Your task >>
Tally the lines below that contain the word "React", and give only that number.

Material >>
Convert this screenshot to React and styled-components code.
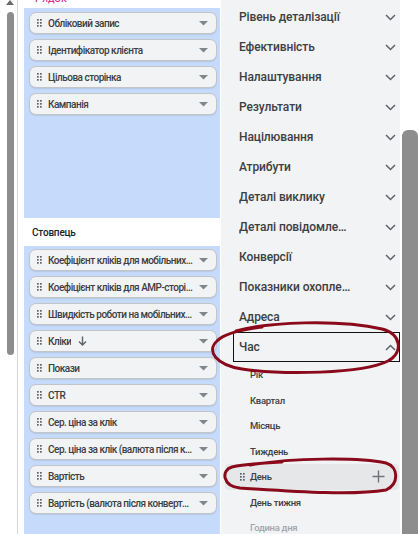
import React from 'react';
import styled, {createGlobalStyle} from 'styled-components';

const ROW_FIELDS = [
  {id: 1, name: 'Обліковий запис'},
  {id: 2, name: 'Ідентифікатор клієнта'},
  {id: 3, name: 'Цільова сторінка'},
  {id: 4, name: 'Кампанія'},
];

const COLUMN_FIELDS = [
  {id: 1, name: 'Коефіцієнт кліків для мобільних пристроїв'},
  {id: 2, name: 'Коефіцієнт кліків для AMP-сторінок'},
  {id: 3, name: 'Швидкість роботи на мобільних пристроях'},
  {id: 4, name: 'Кліки', sorted: true},
  {id: 5, name: 'Покази'},
  {id: 6, name: 'CTR'},
  {id: 7, name: 'Сер. ціна за клік'},
  {id: 8, name: 'Сер. ціна за клік (валюта після конвертації)'},
  {id: 9, name: 'Вартість'},
  {id: 10, name: 'Вартість (валюта після конвертації)'},
];

const GROUPS = [
  'Рівень деталізації',
  'Ефективність',
  'Налаштування',
  'Результати',
  'Націлювання',
  'Атрибути',
  'Деталі виклику',
  'Деталі повідомлень',
  'Конверсії',
  'Показники охоплення',
  'Адреса',
];

const TIME_FIELDS = [
  {id: 'year', name: 'Рік'},
  {id: 'quarter', name: 'Квартал'},
  {id: 'month', name: 'Місяць'},
  {id: 'week', name: 'Тиждень'},
  {id: 'day', name: 'День', hovered: true},
  {id: 'weekday', name: 'День тижня'},
  {id: 'hour', name: 'Година дня', disabled: true},
];

const GlobalStyle = createGlobalStyle`
  html, body {
    margin: 0;
    padding: 0;
    background: #ffffff;
  }
  body {
    font-family: Roboto, "Noto Sans", Arial, sans-serif;
  }
`;

const DragHandle = () => (
    <svg width="6" height="8" viewBox="0 0 6 8">
      {[1, 4].map((x) =>
          [1, 4, 7].map((y) => (
              <rect key={`${x}-${y}`} x={x - 1} y={y - 1} width="1.7"
                    height="1.7" fill="#5f6368"/>
          ))
      )}
    </svg>
);

const DropTriangle = () => (
    <svg width="9" height="5" viewBox="0 0 9 5">
      <path d="M0 0 L9 0 L4.5 4.5 Z" fill="#80868b"/>
    </svg>
);

const SortArrow = () => (
    <svg width="9" height="10" viewBox="0 0 9 10">
      <path d="M4.5 0.5 V9 M1 5.5 L4.5 9 L8 5.5" fill="none"
            stroke="#5f6368" strokeWidth="1.4"/>
    </svg>
);

const Chevron = ({up}) => (
    <svg width="11" height="7" viewBox="0 0 11 7">
      <path d={up ? 'M1 6 L5.5 1.5 L10 6' : 'M1 1 L5.5 5.5 L10 1'}
            fill="none" stroke="#5f6368" strokeWidth="1.5"/>
    </svg>
);

const Plus = () => (
    <svg width="13" height="13" viewBox="0 0 13 13">
      <path d="M6.5 0.5 V12.5 M0.5 6.5 H12.5" fill="none" stroke="#6f7378"
            strokeWidth="1.4"/>
    </svg>
);

const FieldChip = ({name, sorted}) => (
    <Chip>
      <DragHandle/>
      <ChipLabel $grow={!sorted}>{name}</ChipLabel>
      {sorted && <SortIcon><SortArrow/></SortIcon>}
      {sorted && <Spacer/>}
      <DropTriangle/>
    </Chip>
);

const App = () => {
  return (
      <>
        <GlobalStyle/>
        <Page>
          <PageScroll>
            <UpArrow/>
            <PageThumb/>
          </PageScroll>

          <Layout>
            <RowHeader>
              <RowLabel>Рядок</RowLabel>
            </RowHeader>
            <DropZone $height={210} $top={4}>
              {ROW_FIELDS.map((field) => (
                  <FieldChip key={field.id} name={field.name}/>
              ))}
            </DropZone>
            <SectionTitle>Стовпець</SectionTitle>
            <DropZone $top={3}>
              {COLUMN_FIELDS.map((field) => (
                  <FieldChip key={field.id} name={field.name}
                             sorted={field.sorted}/>
              ))}
            </DropZone>
          </Layout>

          <Catalog>
            {GROUPS.map((group) => (
                <GroupRow key={group}>
                  <GroupName>{group}</GroupName>
                  <Chevron/>
                </GroupRow>
            ))}
            <GroupRow $focused>
              <GroupName>Час</GroupName>
              <Chevron up/>
            </GroupRow>
            {TIME_FIELDS.map((field) => (
                <FieldRow key={field.id} $hovered={field.hovered}>
                  <HandleSlot>{field.hovered && <DragHandle/>}</HandleSlot>
                  <FieldName $disabled={field.disabled}>{field.name}</FieldName>
                  {field.hovered && <AddButton><Plus/></AddButton>}
                </FieldRow>
            ))}
          </Catalog>

          <CatalogScroll>
            <CatalogThumb/>
          </CatalogScroll>

          {/* hand-drawn highlight loops */}
          <Marks width="418" height="534" viewBox="0 0 418 534">
            <path
                d="M236 331 C268 322 338 319 382 329 C401 334 404 352 388 361 C362 374 282 375 242 369 C216 365 206 351 217 341 C224 334 238 330 262 327"
                fill="none" stroke="#8a0a1c" strokeWidth="3"
                strokeLinecap="round"/>
            <path
                d="M250 465 C290 458 358 457 386 463 C399 467 399 484 386 490 C350 496 288 491 240 488 C222 486 221 470 232 467 C246 464 266 463 282 462"
                fill="none" stroke="#8a0a1c" strokeWidth="3"
                strokeLinecap="round"/>
          </Marks>
        </Page>
      </>
  );
};

export default App;

const Page = styled.div`
  position: relative;
  display: flex;
  width: 418px;
  height: 534px;
  overflow: hidden;
  background: #ffffff;
`;

const PageScroll = styled.div`
  position: relative;
  flex: 0 0 17px;
  border-right: 1px solid #d6d6d6;
  background: #ffffff;
`;

const UpArrow = styled.div`
  position: absolute;
  top: 0;
  left: 6px;
  width: 0;
  height: 0;
  border-left: 4px solid transparent;
  border-right: 4px solid transparent;
  border-bottom: 5px solid #6a6a6a;
`;

const PageThumb = styled.div`
  position: absolute;
  top: 12px;
  left: 7px;
  width: 7px;
  height: 343px;
  border-radius: 4px;
  background: #8d8d8d;
`;

const Layout = styled.div`
  display: flex;
  flex-direction: column;
  flex: 0 0 196px;
  min-width: 0;
  margin-left: 6px;
`;

const RowHeader = styled.div`
  flex: 0 0 8px;
  height: 8px;
  padding-left: 11px;
  overflow: hidden;
  background: #ffffff;
`;

const RowLabel = styled.div`
  margin-top: -8px;
  font-size: 11px;
  line-height: 14px;
  color: #d01884;
`;

const DropZone = styled.div`
  display: flex;
  flex-direction: column;
  gap: 5px;
  box-sizing: border-box;
  min-height: 0;
  flex: ${({$height}) => ($height ? `0 0 ${$height}px` : '1 1 0')};
  padding: ${({$top}) => $top}px 3px 0 5px;
  background: #c6dafc;
`;

const SectionTitle = styled.div`
  display: flex;
  align-items: center;
  flex: 0 0 28px;
  padding-left: 8px;
  font-size: 10px;
  font-weight: 500;
  letter-spacing: -0.2px;
  color: #202124;
  background: #ffffff;
`;

const Chip = styled.div`
  display: flex;
  align-items: center;
  flex-shrink: 0;
  box-sizing: border-box;
  min-width: 0;
  height: 22px;
  padding: 0 8px 0 7px;
  border: 1px solid #c2c4c6;
  border-radius: 7px;
  background: #f1f3f4;
  box-shadow: 0 1px 1px rgba(60, 64, 67, 0.12);
`;

const ChipLabel = styled.span`
  flex: ${({$grow}) => ($grow ? '1' : '0 1 auto')};
  min-width: 0;
  margin: 0 6px 0 5px;
  overflow: hidden;
  white-space: nowrap;
  text-overflow: ellipsis;
  font-size: 10px;
  font-weight: 500;
  letter-spacing: -0.5px;
  color: #3c4043;
`;

const SortIcon = styled.span`
  display: flex;
  margin-left: 1px;
`;

const Spacer = styled.span`
  flex: 1;
`;

const Catalog = styled.div`
  display: flex;
  flex-direction: column;
  flex: 0 0 179px;
  min-width: 0;
  box-sizing: border-box;
  margin-left: 1px;
  padding-top: 2px;
  background: #f1f3f4;
`;

const GroupRow = styled.div`
  display: flex;
  align-items: center;
  flex-shrink: 0;
  box-sizing: border-box;
  min-width: 0;
  height: 30px;
  margin-left: 12px;
  padding: 0 3px 0 5px;
  border: 1px solid ${({$focused}) => ($focused ? '#111111' : 'transparent')};
`;

const GroupName = styled.span`
  flex: 1;
  min-width: 0;
  overflow: hidden;
  white-space: nowrap;
  text-overflow: ellipsis;
  padding-right: 34px;
  font-size: 12px;
  font-weight: 500;
  letter-spacing: -0.1px;
  color: #3c4043;
`;

const FieldRow = styled.div`
  display: flex;
  align-items: center;
  flex-shrink: 0;
  height: 25.5px;
  margin: 0 1px 0 4px;
  padding-left: 15px;
  padding-right: 14px;
  border-radius: 4px;
  background: ${({$hovered}) => ($hovered ? '#e6e7e9' : 'transparent')};
`;

const HandleSlot = styled.span`
  display: flex;
  width: 6px;
  margin-right: 4px;
`;

const FieldName = styled.span`
  flex: 1;
  font-size: 9.5px;
  font-weight: 500;
  letter-spacing: -0.3px;
  color: ${({$disabled}) => ($disabled ? '#a3a7ab' : '#3c4043')};
`;

const AddButton = styled.span`
  display: flex;
`;

const CatalogScroll = styled.div`
  position: relative;
  flex: 1;
  background: #ffffff;
`;

const CatalogThumb = styled.div`
  position: absolute;
  top: 130px;
  left: 2px;
  right: 0;
  bottom: 0;
  border-radius: 6px 6px 0 0;
  background: #8d8d8d;
`;

const Marks = styled.svg`
  position: absolute;
  inset: 0;
  pointer-events: none;
`;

Exercise output >>
2